Kingston, Jamaica — 10 June 2026
A global energy crisis is pressing harder on the Caribbean than almost anywhere else, and the consequences will be felt not just at the fuel pump but across the construction sites, rental markets, and housing pipelines that determine how the region’s people are sheltered. For Jamaica, where an already stretched housing sector is navigating elevated building costs and a 150,000-unit deficit, the timing could hardly be more difficult.
The Caribbean’s Energy Problem
Caribbean leaders gathered in Washington this month to make the case for why small island developing states deserve particular attention in the current global energy crisis. The disruption to oil flows through the Strait of Hormuz has pushed prices higher internationally, but the effect on Caribbean nations is disproportionate. Most islands in the region generate electricity from light fuel oil, a commodity that is both expensive and exposed to every shock that moves global energy markets. Governments across the region are absorbing the cost through subsidies that, by their own admission, cannot continue indefinitely.
The problem is compounded by a second pressure: as larger economies redirect resources toward their own energy security, the climate finance flows that have historically supported Caribbean resilience and adaptation are tightening. The region faces what one minister described as a converging trilemma, rising climate impacts, shrinking adaptation finance, and a global energy system under sustained pressure, all arriving simultaneously at the moment when resilience is most urgently needed.
Why Housing Feels the Pressure
The connection between energy prices and real estate is not abstract. Construction is an energy-intensive activity. Cement production, steel fabrication, transportation of materials to site, and the operation of machinery on building sites all move in lockstep with fuel costs. When oil prices rise sharply, the cost of building a house rises with them. In a market like Jamaica’s, where the housing deficit is already large and affordability is already stretched, any increase in construction costs translates directly into slower delivery, higher sale prices, and reduced access for buyers at the lower end of the market.
This matters especially now. The National Housing Trust has committed to commencing construction on more than 10,000 new units this financial year, with billions of dollars of capital expenditure planned. That pipeline was budgeted at current input costs. A sustained rise in energy-linked building materials costs would compress the delivery potential of that programme, or force either higher prices or reduced subsidies to compensate.
Rental markets face a related dynamic. Landlords pass on operating costs. Higher energy bills in apartment blocks and housing schemes become higher service charges and, in time, higher rents.
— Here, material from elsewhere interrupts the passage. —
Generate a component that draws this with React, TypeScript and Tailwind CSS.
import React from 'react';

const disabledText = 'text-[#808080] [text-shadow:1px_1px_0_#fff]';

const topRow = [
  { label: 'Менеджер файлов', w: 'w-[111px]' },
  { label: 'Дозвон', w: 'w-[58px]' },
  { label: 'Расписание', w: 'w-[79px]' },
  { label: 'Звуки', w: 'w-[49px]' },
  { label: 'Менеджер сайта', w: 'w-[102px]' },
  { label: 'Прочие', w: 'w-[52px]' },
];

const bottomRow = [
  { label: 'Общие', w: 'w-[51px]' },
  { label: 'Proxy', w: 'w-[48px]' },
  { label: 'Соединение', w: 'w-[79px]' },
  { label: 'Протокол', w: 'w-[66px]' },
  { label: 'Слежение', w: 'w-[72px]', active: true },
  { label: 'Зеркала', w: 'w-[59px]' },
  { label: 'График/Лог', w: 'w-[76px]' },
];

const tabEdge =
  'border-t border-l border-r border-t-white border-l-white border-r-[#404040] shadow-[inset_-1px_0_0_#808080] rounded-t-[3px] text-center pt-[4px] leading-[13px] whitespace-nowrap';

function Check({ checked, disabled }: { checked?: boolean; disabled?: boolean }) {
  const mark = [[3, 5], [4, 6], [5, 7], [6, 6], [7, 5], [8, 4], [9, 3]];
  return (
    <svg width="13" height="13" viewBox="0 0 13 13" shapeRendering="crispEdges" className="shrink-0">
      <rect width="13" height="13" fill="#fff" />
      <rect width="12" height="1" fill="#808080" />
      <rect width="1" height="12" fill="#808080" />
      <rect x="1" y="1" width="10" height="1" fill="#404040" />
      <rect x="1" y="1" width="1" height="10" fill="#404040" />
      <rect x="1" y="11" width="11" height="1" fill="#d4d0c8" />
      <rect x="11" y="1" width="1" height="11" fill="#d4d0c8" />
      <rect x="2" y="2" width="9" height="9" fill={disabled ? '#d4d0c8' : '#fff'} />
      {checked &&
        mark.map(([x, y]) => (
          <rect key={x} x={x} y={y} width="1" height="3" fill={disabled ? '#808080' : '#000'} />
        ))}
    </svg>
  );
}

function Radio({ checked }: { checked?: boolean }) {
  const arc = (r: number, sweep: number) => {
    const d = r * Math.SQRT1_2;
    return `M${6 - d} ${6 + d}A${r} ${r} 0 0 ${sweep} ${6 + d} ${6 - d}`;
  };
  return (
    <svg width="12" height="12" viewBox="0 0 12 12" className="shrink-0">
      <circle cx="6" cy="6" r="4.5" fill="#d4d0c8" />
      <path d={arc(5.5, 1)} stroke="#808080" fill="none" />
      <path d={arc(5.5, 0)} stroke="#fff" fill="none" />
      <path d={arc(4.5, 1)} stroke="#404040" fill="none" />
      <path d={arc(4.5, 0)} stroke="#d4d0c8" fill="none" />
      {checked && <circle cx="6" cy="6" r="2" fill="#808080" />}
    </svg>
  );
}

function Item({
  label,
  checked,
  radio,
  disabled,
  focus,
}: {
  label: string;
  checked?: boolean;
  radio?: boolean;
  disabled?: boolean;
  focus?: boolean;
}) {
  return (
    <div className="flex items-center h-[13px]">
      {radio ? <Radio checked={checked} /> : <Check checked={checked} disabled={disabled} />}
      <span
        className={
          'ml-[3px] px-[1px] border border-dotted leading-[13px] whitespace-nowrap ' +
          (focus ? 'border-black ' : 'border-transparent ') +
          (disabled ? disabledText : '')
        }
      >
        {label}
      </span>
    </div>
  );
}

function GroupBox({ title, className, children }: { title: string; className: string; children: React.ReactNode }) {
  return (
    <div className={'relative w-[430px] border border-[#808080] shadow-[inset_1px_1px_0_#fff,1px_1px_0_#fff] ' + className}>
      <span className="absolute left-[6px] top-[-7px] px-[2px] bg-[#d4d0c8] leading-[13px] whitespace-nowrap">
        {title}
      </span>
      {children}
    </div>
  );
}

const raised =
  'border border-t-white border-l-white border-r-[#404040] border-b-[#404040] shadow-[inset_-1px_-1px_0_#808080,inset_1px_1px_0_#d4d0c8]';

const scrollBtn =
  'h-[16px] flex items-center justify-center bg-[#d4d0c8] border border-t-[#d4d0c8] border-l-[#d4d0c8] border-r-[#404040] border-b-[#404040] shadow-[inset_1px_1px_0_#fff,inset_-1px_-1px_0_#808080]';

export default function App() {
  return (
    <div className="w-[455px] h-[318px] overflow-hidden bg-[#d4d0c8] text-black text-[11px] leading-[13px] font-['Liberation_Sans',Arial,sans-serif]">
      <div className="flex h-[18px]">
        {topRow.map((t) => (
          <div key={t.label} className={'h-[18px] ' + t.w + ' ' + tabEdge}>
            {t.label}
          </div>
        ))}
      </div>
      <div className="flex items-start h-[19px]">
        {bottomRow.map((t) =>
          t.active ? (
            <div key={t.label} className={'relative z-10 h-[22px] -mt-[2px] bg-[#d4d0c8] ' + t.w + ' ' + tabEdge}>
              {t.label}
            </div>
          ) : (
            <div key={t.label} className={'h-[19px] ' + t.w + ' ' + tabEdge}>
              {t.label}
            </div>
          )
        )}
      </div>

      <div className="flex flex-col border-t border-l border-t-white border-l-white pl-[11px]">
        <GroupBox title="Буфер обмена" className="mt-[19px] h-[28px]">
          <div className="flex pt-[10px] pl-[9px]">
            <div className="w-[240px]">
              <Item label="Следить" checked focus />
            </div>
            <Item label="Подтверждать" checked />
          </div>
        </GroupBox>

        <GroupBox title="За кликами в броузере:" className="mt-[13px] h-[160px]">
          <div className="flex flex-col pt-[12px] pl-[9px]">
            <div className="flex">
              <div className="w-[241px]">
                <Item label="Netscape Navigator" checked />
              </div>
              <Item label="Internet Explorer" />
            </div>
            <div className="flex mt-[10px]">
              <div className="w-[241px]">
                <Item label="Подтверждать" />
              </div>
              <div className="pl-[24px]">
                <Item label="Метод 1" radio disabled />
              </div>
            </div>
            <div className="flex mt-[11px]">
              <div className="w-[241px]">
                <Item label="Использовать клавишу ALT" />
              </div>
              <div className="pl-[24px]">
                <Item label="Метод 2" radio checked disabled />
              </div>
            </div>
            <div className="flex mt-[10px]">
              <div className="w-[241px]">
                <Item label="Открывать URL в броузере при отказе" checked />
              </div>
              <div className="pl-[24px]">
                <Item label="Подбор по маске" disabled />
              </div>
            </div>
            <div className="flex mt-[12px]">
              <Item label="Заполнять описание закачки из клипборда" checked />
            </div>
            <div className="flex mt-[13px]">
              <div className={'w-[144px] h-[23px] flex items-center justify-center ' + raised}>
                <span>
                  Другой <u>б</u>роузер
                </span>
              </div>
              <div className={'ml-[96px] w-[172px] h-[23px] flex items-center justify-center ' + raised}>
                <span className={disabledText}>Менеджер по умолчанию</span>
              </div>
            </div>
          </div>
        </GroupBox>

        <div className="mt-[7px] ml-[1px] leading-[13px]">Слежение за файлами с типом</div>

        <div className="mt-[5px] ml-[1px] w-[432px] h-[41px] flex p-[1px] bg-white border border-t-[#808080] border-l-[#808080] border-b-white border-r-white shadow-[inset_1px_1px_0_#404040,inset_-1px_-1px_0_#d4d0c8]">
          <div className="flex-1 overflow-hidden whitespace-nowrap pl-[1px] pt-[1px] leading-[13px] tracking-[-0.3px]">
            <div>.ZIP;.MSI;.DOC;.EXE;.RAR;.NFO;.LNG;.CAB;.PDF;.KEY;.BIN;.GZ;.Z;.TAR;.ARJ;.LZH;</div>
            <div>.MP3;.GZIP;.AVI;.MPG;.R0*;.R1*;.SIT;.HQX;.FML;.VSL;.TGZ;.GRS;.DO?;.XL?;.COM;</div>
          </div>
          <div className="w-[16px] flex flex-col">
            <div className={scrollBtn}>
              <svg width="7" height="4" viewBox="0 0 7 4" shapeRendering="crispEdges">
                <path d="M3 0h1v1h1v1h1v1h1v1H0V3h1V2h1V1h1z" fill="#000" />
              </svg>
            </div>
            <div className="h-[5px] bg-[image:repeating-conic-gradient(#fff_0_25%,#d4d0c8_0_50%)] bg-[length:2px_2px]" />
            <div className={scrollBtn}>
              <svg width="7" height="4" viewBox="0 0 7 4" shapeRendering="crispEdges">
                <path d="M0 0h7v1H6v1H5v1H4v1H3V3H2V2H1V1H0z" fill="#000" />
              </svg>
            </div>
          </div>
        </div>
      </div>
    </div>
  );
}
For households already spending a significant share of income on accommodation, that compression leaves less room for savings, for mortgage payments, and for the long-term wealth accumulation that home ownership represents.
The Resilience Imperative
The Caribbean energy crisis is also accelerating a conversation that Jamaica has been slow to complete: the transition toward renewable energy at household and community level. Solar installations reduce dependence on grid electricity and insulate homeowners from utility cost volatility. Properties with embedded energy generation are increasingly valued differently in the market, not only because running costs are lower but because they carry a resilience premium that is becoming more legible to buyers and lenders alike.
The NHT has already begun incorporating SMART energy grants into its post-hurricane recovery work, supporting the installation of renewable energy systems in damaged and rebuilt homes. If that approach is extended into the mainstream housing pipeline, it could reduce the long-term operating cost burden on homeowners and diminish the exposure of Jamaica’s housing stock to future energy price shocks.
A Moment to Watch
The Caribbean’s energy crisis is a regional story with local consequences. For Jamaica’s property market, it adds another variable to an already complex environment: a housing deficit that persists, construction costs that remain elevated post-hurricane, and economic conditions that have contracted in recent months. Against all of that, demand for homes has held. But the margin for error is narrowing.
How Jamaica responds, in its energy policy, in how it designs and builds its housing stock, and in how it positions the island for a more volatile global environment, will determine whether the next decade of development is characterised by resilience or by exposure. The energy crisis is not a background issue. It is part of the structural story of Jamaican real estate in 2026, and the decisions made now will shape the market long after the immediate crisis has passed.